Sharing the responsibility

Vassell, who attended the meeting, tried to clarify that the city isn’t looking to build another homeless shelter in Mechanicsville. She said other supportive housing communities have been built in more affluent, majority-white neighborhoods.

Kirkwood, for example, has the Presley Woods affordable housing complex, run by the homeless aid group known as 3Keys. The neighborhood has a 58% white population and an annual median household income of nearly $116,000, according to Niche.com.

The My Sister’s House homeless shelter run by Atlanta Mission resides in Midtown, where 54% of residents are white, Niche.com reports, and the median income per year is just shy of $120,000.

Atlanta Mission and 3Keys are two of more than 160 aid groups affiliated with Partners for HOME.

“We’re not singling out Mechanicsville,” Vassell said. “We are working in many other neighborhoods across the city and have invested, now, almost $22 million to that end.”

After the meeting, City Council member Jason Dozier said he still intends to support the mayor’s proposal, despite resistance from his constituents in Mechanicsville.

“I support the vision,” Dozier said. “I just want to make sure the implementation is something that meets the needs and is responsive to the concerns of the community.”

Ebony Rose, a self-described homeless person, stands in front of the tent where she’s sleeping in Mechanicsville. (Chauncey Alcorn/Capital B)

Dozier’s support may be appreciated by unhoused Mechanicsville residents like Ebony Rose, 31, who has been living on the streets for the past five years and says she hopes the rapid housing program will help her get back on her feet.

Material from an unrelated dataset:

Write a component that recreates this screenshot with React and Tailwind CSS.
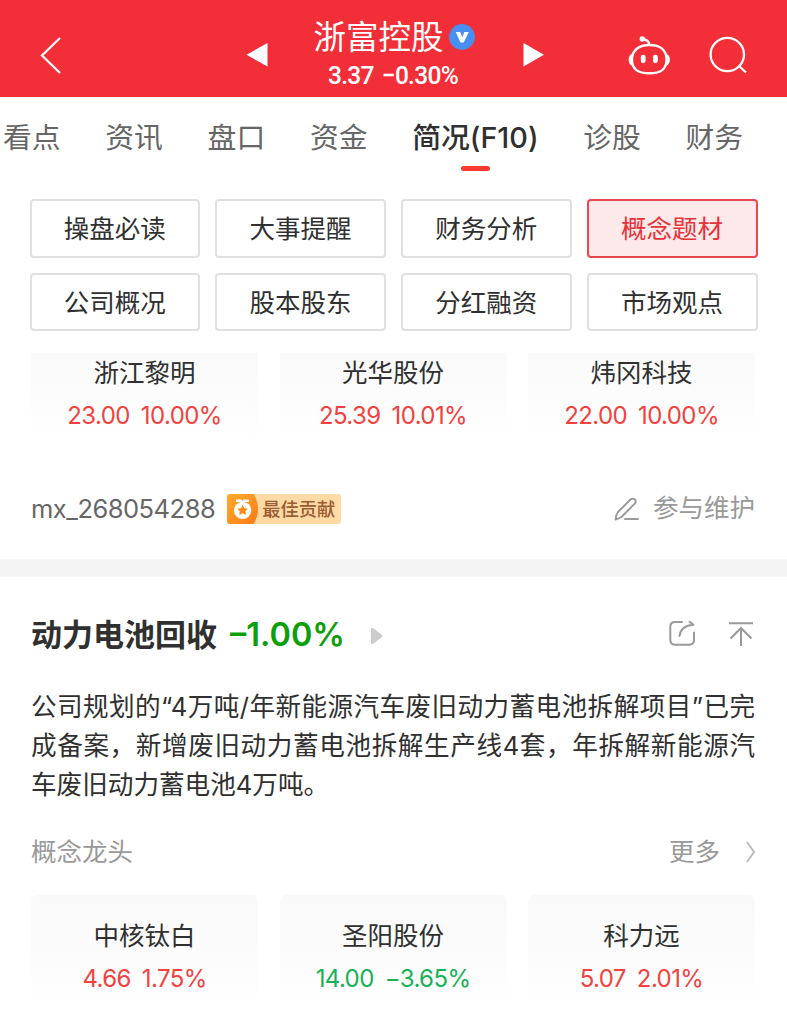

“I’d be able to focus better,” Rose said. “I’d be able to have family over. I’d be able to not freeze to death. … There’s a lot of benefits that come with having a roof.”

Carlos Bradley, seen near the tent city where he lives in Mechanicsville, says people opposed to the rapid housing proposal should have more empathy for those in need. (Chauncey Alcorn/Capital B)

Homeless Mechanicsville resident Carlos Bradley suggested people opposed to the rapid housing program should have more empathy for those in need, as many in the city struggle to pay their rent. Evictions in the Atlanta metro area have soared over the summer. 

“A lot of people are just a check away from being out here,” he said.